(Interface markup and scripts)
# # # # # # #

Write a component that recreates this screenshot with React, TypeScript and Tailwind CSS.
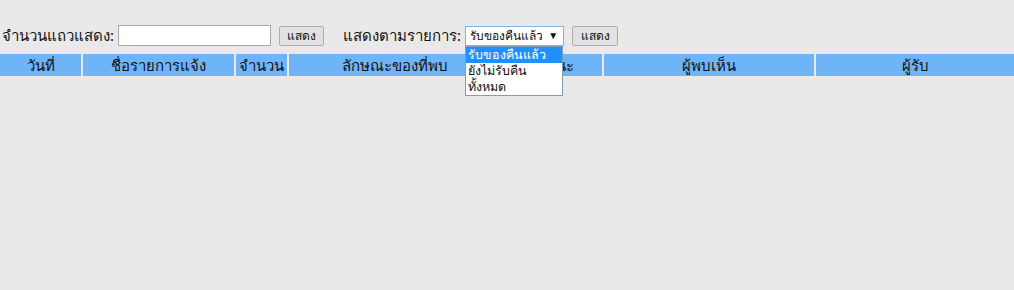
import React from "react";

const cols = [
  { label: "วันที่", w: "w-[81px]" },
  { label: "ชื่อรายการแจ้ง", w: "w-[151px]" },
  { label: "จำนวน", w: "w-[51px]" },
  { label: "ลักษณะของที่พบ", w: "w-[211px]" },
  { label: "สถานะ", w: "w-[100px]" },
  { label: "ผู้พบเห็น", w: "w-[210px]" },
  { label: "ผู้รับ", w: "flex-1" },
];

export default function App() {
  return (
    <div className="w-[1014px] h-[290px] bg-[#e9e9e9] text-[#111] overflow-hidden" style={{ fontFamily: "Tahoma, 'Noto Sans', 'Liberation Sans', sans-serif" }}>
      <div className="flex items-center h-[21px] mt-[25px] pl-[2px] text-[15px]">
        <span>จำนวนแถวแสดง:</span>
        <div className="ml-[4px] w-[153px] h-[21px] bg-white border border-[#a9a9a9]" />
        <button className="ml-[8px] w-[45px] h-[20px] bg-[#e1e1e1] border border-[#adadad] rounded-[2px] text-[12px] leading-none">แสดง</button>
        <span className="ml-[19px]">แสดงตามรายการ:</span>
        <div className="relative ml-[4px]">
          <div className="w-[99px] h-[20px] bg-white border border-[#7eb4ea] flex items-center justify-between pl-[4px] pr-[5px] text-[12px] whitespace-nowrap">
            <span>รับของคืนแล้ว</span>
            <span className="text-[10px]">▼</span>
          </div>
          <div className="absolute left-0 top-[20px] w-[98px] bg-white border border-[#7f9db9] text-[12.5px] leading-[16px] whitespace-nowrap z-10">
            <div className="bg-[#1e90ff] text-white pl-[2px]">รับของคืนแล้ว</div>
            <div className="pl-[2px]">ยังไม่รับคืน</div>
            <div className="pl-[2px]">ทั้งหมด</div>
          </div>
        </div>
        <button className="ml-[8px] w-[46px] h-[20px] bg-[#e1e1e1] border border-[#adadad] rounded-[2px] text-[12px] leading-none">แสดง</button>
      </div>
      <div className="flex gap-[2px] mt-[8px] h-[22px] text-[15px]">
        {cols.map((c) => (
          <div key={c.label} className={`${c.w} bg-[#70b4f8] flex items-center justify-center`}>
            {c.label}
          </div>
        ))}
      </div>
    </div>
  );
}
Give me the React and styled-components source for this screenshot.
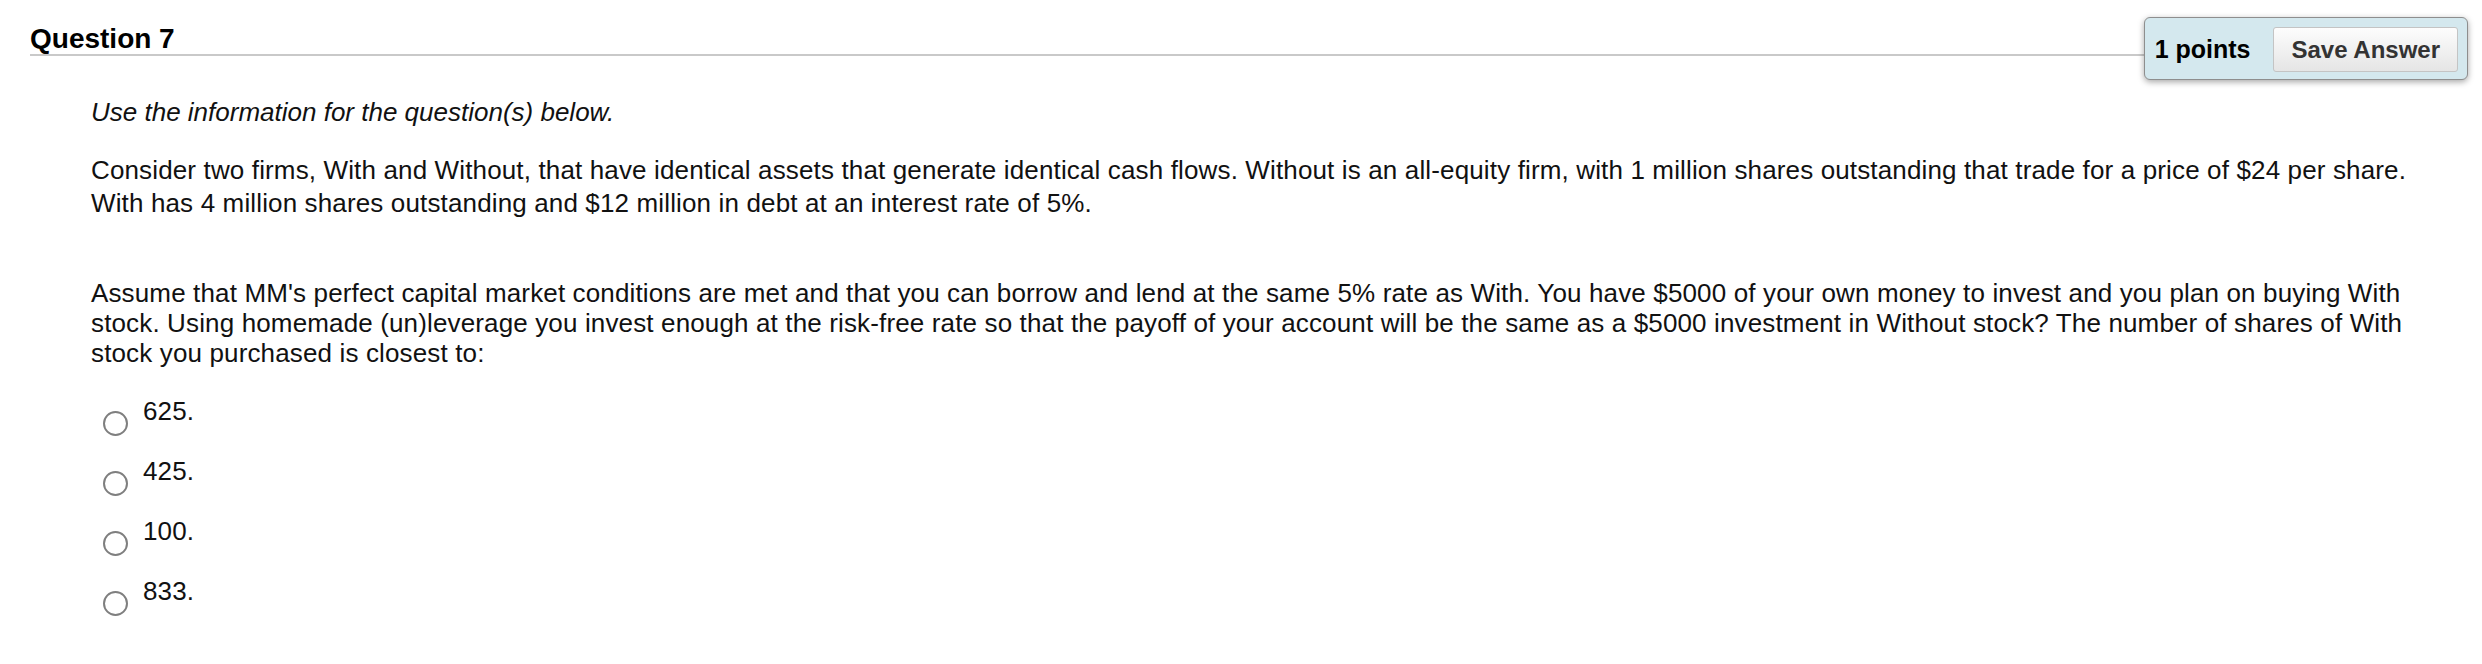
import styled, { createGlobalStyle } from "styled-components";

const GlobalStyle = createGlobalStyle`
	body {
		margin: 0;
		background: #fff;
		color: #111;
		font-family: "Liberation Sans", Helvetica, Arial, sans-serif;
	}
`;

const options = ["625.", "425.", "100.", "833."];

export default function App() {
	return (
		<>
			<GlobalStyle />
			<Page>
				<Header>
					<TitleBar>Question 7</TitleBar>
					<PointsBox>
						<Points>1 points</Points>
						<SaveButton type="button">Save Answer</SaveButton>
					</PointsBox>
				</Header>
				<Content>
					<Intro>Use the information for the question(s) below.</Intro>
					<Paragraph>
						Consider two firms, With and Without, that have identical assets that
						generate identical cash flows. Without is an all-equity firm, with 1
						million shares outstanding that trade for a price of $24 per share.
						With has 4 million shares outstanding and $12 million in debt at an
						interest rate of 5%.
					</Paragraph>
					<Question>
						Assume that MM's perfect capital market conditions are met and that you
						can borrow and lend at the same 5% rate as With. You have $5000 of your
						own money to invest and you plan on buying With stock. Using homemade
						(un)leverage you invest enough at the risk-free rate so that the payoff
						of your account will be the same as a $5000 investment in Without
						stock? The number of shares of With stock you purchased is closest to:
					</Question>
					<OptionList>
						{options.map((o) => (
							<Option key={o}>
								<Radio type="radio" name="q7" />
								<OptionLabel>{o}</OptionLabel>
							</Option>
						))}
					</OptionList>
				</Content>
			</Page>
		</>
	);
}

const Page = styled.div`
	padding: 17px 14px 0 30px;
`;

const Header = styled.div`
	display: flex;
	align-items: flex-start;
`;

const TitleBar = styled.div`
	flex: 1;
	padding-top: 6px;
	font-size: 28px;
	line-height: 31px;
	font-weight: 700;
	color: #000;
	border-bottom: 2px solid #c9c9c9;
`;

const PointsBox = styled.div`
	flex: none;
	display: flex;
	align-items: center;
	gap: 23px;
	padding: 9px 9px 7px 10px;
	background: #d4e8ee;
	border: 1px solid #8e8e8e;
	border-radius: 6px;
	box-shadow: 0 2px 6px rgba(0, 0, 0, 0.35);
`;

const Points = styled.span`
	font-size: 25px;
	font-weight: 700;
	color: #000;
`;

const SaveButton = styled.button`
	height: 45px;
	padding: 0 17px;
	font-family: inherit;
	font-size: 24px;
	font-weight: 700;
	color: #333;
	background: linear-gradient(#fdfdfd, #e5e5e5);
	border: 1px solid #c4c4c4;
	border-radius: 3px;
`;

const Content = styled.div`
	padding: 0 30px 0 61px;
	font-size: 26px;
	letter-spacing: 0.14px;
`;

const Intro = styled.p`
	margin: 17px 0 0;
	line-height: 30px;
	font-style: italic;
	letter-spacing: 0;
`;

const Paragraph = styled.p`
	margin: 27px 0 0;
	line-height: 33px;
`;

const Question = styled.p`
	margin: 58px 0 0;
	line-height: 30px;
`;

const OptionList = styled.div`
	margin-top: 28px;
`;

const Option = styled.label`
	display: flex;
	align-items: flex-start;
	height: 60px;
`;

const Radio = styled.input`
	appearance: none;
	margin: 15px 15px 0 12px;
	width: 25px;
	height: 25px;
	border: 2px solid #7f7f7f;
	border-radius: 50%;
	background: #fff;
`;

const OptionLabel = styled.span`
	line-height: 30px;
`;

# # # # # # #

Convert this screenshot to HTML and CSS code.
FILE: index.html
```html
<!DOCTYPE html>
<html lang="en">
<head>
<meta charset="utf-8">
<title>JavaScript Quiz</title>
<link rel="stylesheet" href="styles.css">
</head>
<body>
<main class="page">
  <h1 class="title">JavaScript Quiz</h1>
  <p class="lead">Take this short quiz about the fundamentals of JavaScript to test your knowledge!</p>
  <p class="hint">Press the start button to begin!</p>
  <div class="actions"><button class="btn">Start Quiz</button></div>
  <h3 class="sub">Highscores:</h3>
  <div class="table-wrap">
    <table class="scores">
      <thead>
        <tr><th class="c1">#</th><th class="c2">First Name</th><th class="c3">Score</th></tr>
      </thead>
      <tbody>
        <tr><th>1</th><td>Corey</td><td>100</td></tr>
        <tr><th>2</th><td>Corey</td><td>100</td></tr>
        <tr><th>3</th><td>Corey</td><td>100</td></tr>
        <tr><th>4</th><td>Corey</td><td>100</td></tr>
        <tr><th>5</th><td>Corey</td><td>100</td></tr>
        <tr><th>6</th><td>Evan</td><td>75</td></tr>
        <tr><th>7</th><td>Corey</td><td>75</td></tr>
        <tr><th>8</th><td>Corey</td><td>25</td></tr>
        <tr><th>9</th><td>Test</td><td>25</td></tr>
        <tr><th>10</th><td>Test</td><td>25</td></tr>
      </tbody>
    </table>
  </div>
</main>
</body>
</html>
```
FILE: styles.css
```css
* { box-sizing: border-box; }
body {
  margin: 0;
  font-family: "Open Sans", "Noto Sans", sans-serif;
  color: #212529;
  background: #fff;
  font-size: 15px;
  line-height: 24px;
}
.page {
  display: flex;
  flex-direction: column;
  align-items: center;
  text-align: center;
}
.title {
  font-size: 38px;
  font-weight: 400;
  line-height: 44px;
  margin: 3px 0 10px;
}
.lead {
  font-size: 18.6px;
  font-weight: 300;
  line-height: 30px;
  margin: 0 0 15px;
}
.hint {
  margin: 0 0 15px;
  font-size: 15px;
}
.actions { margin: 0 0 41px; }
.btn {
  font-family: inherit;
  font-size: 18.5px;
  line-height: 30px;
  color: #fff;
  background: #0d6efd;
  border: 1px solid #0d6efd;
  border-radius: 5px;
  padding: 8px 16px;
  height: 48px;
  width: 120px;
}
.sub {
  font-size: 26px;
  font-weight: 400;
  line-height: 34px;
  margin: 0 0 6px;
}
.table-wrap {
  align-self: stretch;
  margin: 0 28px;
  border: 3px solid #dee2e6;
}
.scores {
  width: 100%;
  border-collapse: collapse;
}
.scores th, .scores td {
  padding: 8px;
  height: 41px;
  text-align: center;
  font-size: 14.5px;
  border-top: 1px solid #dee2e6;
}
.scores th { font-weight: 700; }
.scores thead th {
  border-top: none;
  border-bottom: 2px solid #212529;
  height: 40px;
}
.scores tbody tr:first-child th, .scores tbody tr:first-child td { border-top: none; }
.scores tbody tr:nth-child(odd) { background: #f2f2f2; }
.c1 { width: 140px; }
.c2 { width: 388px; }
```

# # # # # # #

SHORT EXERCISE: Look through the material above and work out how many of its lines contain "React". State the number only.

ANSWER TO THE PROBLEM: 3